Forward looking organizations also are investigating the role ADMS plays in operations and would like to elevate ADMS into the layer of true enterprise applications. While this has significant benefits, it would require ADMS to be integrated into the enterprise fabric with connections to Work Management, Document Management, Asset Management, Purchasing etc. This type of integration is expensive and can significantly impact stability and performance. Using the UN as the foundation for integration provides a new opportunity. The GIS is often already integrated into the enterprise suite of products. Instead of integrating ADMS, this modern integration leveraging the enterprise platform capabilities of the Utility Network enables the GIS to serve as the integration point while enabling ADMS to focus on its core capabilities.

Traditionally, electric utilities will operate equipment to failure.
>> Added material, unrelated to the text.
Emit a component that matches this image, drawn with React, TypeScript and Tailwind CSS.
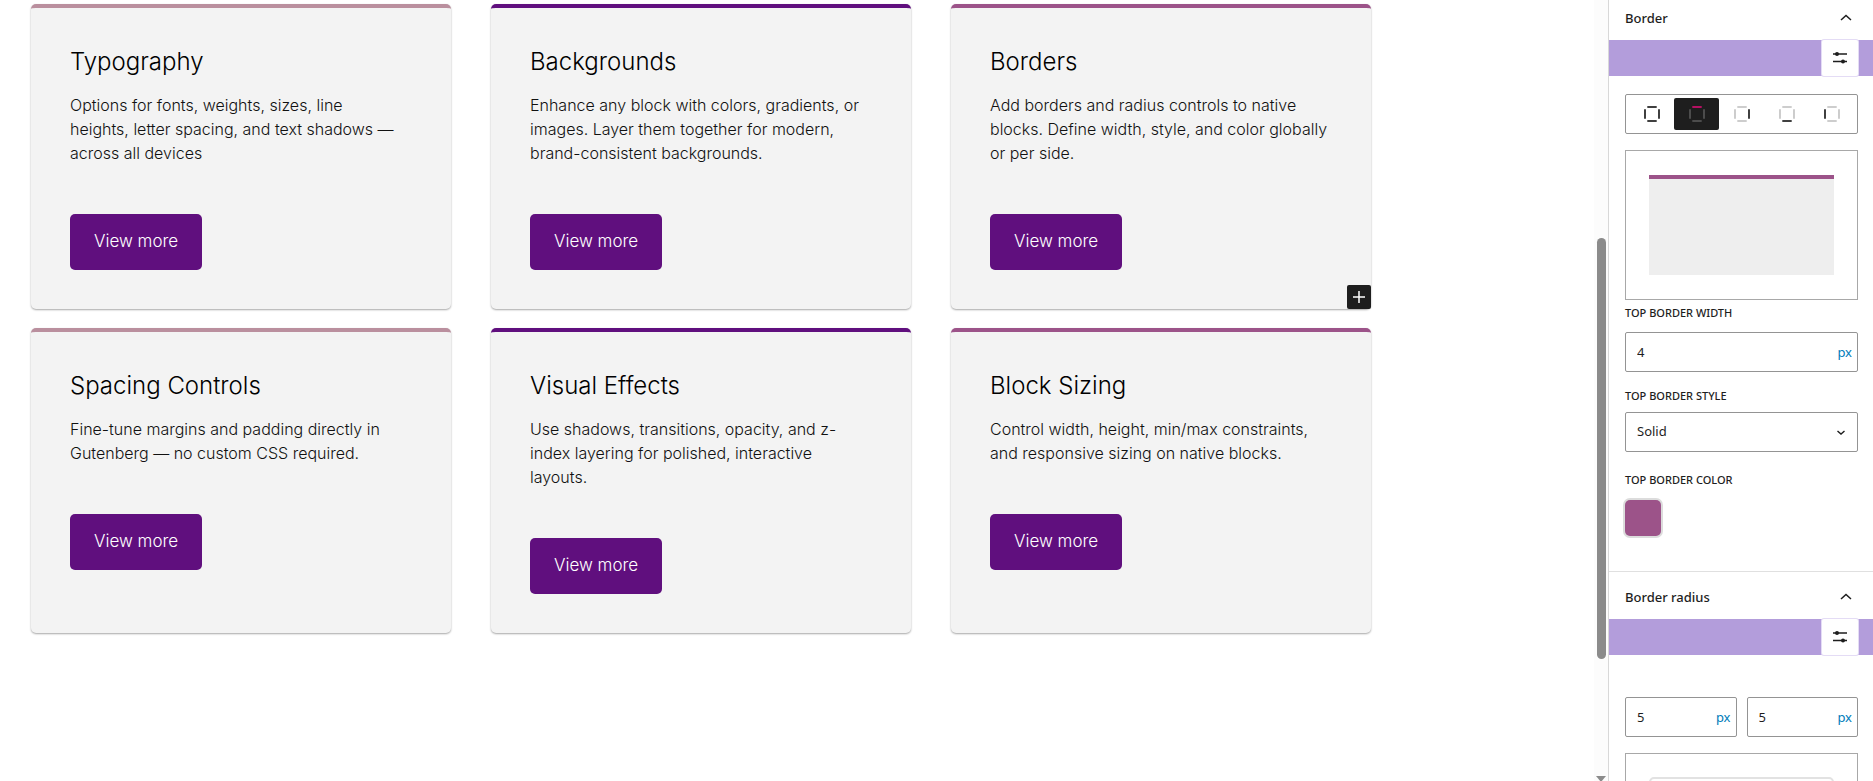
import React, { useState } from 'react';

interface Feature {
  title: string;
  text: string;
  accent: string;
}

const features: Feature[] = [
  {
    title: 'Typography',
    text: 'Options for fonts, weights, sizes, line\nheights, letter spacing, and text shadows — across all devices',
    accent: 'border-[#ba8f9e]',
  },
  {
    title: 'Backgrounds',
    text: 'Enhance any block with colors, gradients, or images. Layer them together for modern, brand-consistent backgrounds.',
    accent: 'border-[#600f7e]',
  },
  {
    title: 'Borders',
    text: 'Add borders and radius controls to native blocks. Define width, style, and color globally or per side.',
    accent: 'border-[#9c5389]',
  },
  {
    title: 'Spacing Controls',
    text: 'Fine-tune margins and padding directly in Gutenberg — no custom CSS required.',
    accent: 'border-[#ba8f9e]',
  },
  {
    title: 'Visual Effects',
    text: 'Use shadows, transitions, opacity, and z-index layering for polished, interactive layouts.',
    accent: 'border-[#600f7e]',
  },
  {
    title: 'Block Sizing',
    text: 'Control width, height, min/max constraints, and responsive sizing on native blocks.',
    accent: 'border-[#9c5389]',
  },
];

const sides = ['all', 'top', 'right', 'bottom', 'left'] as const;
type Side = (typeof sides)[number];

const FeatureCard: React.FC<{ feature: Feature; inserter: boolean }> = ({ feature, inserter }) => (
  <article
    className={`relative flex flex-col items-start rounded-[5px] border-t-4 bg-[#f3f3f3] p-[39px] shadow-[0_1px_2px_rgba(0,0,0,0.35)] ${feature.accent}`}
  >
    <h3 className="text-2xl leading-[30px] font-light text-black">{feature.title}</h3>
    <p className="mt-4 text-base leading-6 font-light whitespace-pre-line text-[#111]">{feature.text}</p>
    <a
      href="#"
      className="mt-[49px] flex h-14 items-center rounded-[5px] bg-[#600f7e] px-6 text-[17px] font-light text-white"
    >
      View more
    </a>
    {inserter && (
      <button
        type="button"
        aria-label="Add block"
        className="absolute right-0 bottom-0 flex size-6 items-center justify-center rounded-xs bg-[#1e1e1e] text-white"
      >
        <svg width="24" height="24" viewBox="0 0 24 24" fill="none" stroke="currentColor" strokeWidth="1.5">
          <path d="M6 12h12M12 6v12" />
        </svg>
      </button>
    )}
  </article>
);

// Four-sided outline with the given side emphasised
const SideIcon: React.FC<{ side: Side; active: boolean }> = ({ side, active }) => {
  const color = (s: Side) => {
    if (side !== 'all' && side !== s) return active ? '#555' : '#c4c4c4';
    return active ? '#d10f6f' : '#1e1e1e';
  };
  return (
    <svg width="16" height="16" viewBox="0 0 16 16" fill="none" strokeWidth="1.7">
      <path d="M3.300 1h9.400" stroke={color('top')} />
      <path d="M15 3.300v9.400" stroke={color('right')} />
      <path d="M3.300 15h9.400" stroke={color('bottom')} />
      <path d="M1 3.300v9.400" stroke={color('left')} />
    </svg>
  );
};

const PanelHeader: React.FC<{ title: string; className: string }> = ({ title, className }) => (
  <>
    <h2 className={className}>
      <button
        type="button"
        aria-expanded="true"
        className="flex w-full items-center justify-between pr-[21px] pl-4 text-[13px] leading-5 font-medium text-[#1e1e1e]"
      >
        {title}
        <svg width="12" height="8" viewBox="0 0 12 8" fill="none" stroke="#1e1e1e" strokeWidth="1.5">
          <path d="M1 6 6 1.500 11 6" />
        </svg>
      </button>
    </h2>
    <div className="flex h-9 justify-end bg-[#b39ddb] pr-[15px]">
      <button
        type="button"
        aria-label={`${title} settings`}
        className="flex size-9 items-center justify-center rounded-xs bg-white ring-1 ring-[#e4dcf5]"
      >
        <svg width="14" height="12" viewBox="0 0 14 12" stroke="#1e1e1e" strokeWidth="1.5">
          <path d="M0 2h14M0 9.500h14" />
          <circle cx="4" cy="2" r="2" fill="#1e1e1e" stroke="none" />
          <circle cx="10" cy="9.500" r="2" fill="#1e1e1e" stroke="none" />
        </svg>
      </button>
    </div>
  </>
);

const UnitField: React.FC<{ id: string; label?: string; initial: string }> = ({ id, label, initial }) => {
  const [value, setValue] = useState(initial);
  return (
    <div className="flex h-10 min-w-0 flex-1 items-center rounded-xs border border-[#949494] bg-white pt-0.5 pr-[5px] pl-[11px]">
      <input
        id={id}
        aria-label={label}
        value={value}
        onChange={(e) => setValue(e.target.value)}
        className="w-full min-w-0 flex-1 text-[13px] text-[#1e1e1e] outline-none"
      />
      <button type="button" className="text-[13px] text-[#007cba]">
        px
      </button>
    </div>
  );
};

const App: React.FC = () => {
  const [side, setSide] = useState<Side>('top');

  return (
    <div className="flex h-screen overflow-hidden bg-white">
      <main className="min-w-0 flex-1 pt-1 pl-[31px] font-['Inter',sans-serif]">
        <div className="grid max-w-[1340px] grid-cols-3 gap-x-10 gap-y-[19px]">
          {features.map((feature) => (
            <FeatureCard key={feature.title} feature={feature} inserter={feature.title === 'Borders'} />
          ))}
        </div>
      </main>

      {/* Canvas scrollbar */}
      <div className="flex w-3.5 flex-col items-center bg-[#fcfcfc]" aria-hidden="true">
        <div className="flex-[238]" />
        <div className="w-[9px] flex-[421] rounded-full bg-[#8b8b8b]" />
        <div className="flex-[117]" />
        <svg width="10" height="5" viewBox="0 0 10 5" fill="#8b8b8b">
          <path d="M0 0h10L5 6z" />
        </svg>
      </div>

      <aside className="w-[265px] shrink-0 border-l border-[#d8d8d8] font-['Noto_Sans',sans-serif]">
        <section className="border-b border-[#e0e0e0] pb-[35px]">
          <PanelHeader title="Border" className="pt-2 pb-3" />
          <div className="pt-[18px] pr-[15px] pl-4">
            <div className="flex h-10 rounded-xs border border-[#949494] p-[3px]" role="group" aria-label="Border side">
              {sides.map((s) => (
                <button
                  key={s}
                  type="button"
                  aria-label={s}
                  aria-pressed={side === s}
                  onClick={() => setSide(s)}
                  className={`flex flex-1 items-center justify-center rounded-xs ${side === s ? 'bg-[#1e1e1e]' : ''}`}
                >
                  <SideIcon side={s} active={side === s} />
                </button>
              ))}
            </div>

            <div className="mt-4 h-[150px] border border-[#a8a8a8] px-[23px] py-6">
              <div className="h-full border-t-4 border-[#9c5389] bg-[#eee]" />
            </div>

            <label htmlFor="border-width" className="mt-[3px] block text-[11px] leading-5 font-medium text-[#1e1e1e] uppercase">
              Top border width
            </label>
            <div className="mt-[9px] flex">
              <UnitField id="border-width" initial="4" />
            </div>

            <label htmlFor="border-style" className="mt-[14px] block text-[11px] leading-5 font-medium text-[#1e1e1e] uppercase">
              Top border style
            </label>
            <div className="relative mt-1.5">
              <select
                id="border-style"
                defaultValue="Solid"
                className="h-10 w-full appearance-none rounded-xs border border-[#949494] bg-white px-[11px] text-[13px] text-[#1e1e1e]"
              >
                <option>Solid</option>
                <option>Dashed</option>
                <option>Dotted</option>
              </select>
              <svg
                className="pointer-events-none absolute top-4 right-3"
                width="10"
                height="8"
                viewBox="0 0 10 8"
                fill="none"
                stroke="#1e1e1e"
                strokeWidth="1.4"
              >
                <path d="M1.500 3 5 6l3.500-3" />
              </svg>
            </div>

            <h3 className="mt-[18px] text-[11px] leading-5 font-medium text-[#1e1e1e] uppercase">Top border color</h3>
            <button
              type="button"
              aria-label="Top border color"
              className="mt-[10px] block size-9 rounded-[5px] bg-[#9c5389] ring-2 ring-[#dcdcdc]"
            />
          </div>
        </section>

        <section>
          <PanelHeader title="Border radius" className="pt-[15px] pb-3" />
          <div className="pt-[42px] pr-[15px] pl-4">
            <div className="flex gap-[10px]">
              <UnitField id="radius-top-left" label="Top left radius" initial="5" />
              <UnitField id="radius-top-right" label="Top right radius" initial="5" />
            </div>
            <div className="mt-4 h-[150px] border border-[#a8a8a8] p-[23px]">
              <div className="h-full rounded-[5px] border-2 border-[#e2e2e2]" />
            </div>
          </div>
        </section>
      </aside>
    </div>
  );
};

export default App;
While this is a savvy way to optimize replacement costs, an operator must closely watch operational metrics and ensure they have sufficient replacement equipment in their yards. Artificial Intelligence (AI) provides a highly effective environment for modeling and predicting failure patterns. While the application of AI in electric utilities is evolving, AI powered by ADMS is not easily realized. That said, AI is an internal part of GIS. UN based integration provides for ADMS content to be used in AI algorithms, thereby allows the benefits to be realized for limited cost and risk. 

While ADMS GIS integration is not a new idea for the electric utility community, the release of the new Utility Network information model has established an implementation pattern where additional benefits can be realized. Planning this type of project requires a fresh look at perceived benefits and would greatly benefit from the involvement of teams outside of operations such as GIS and IT architecture. This work represents an opportunity to reposition the value a utility receives from a GIS ADMS integration, improve operational efficiency, and empower users with new forms of operational intelligence for use in decision making.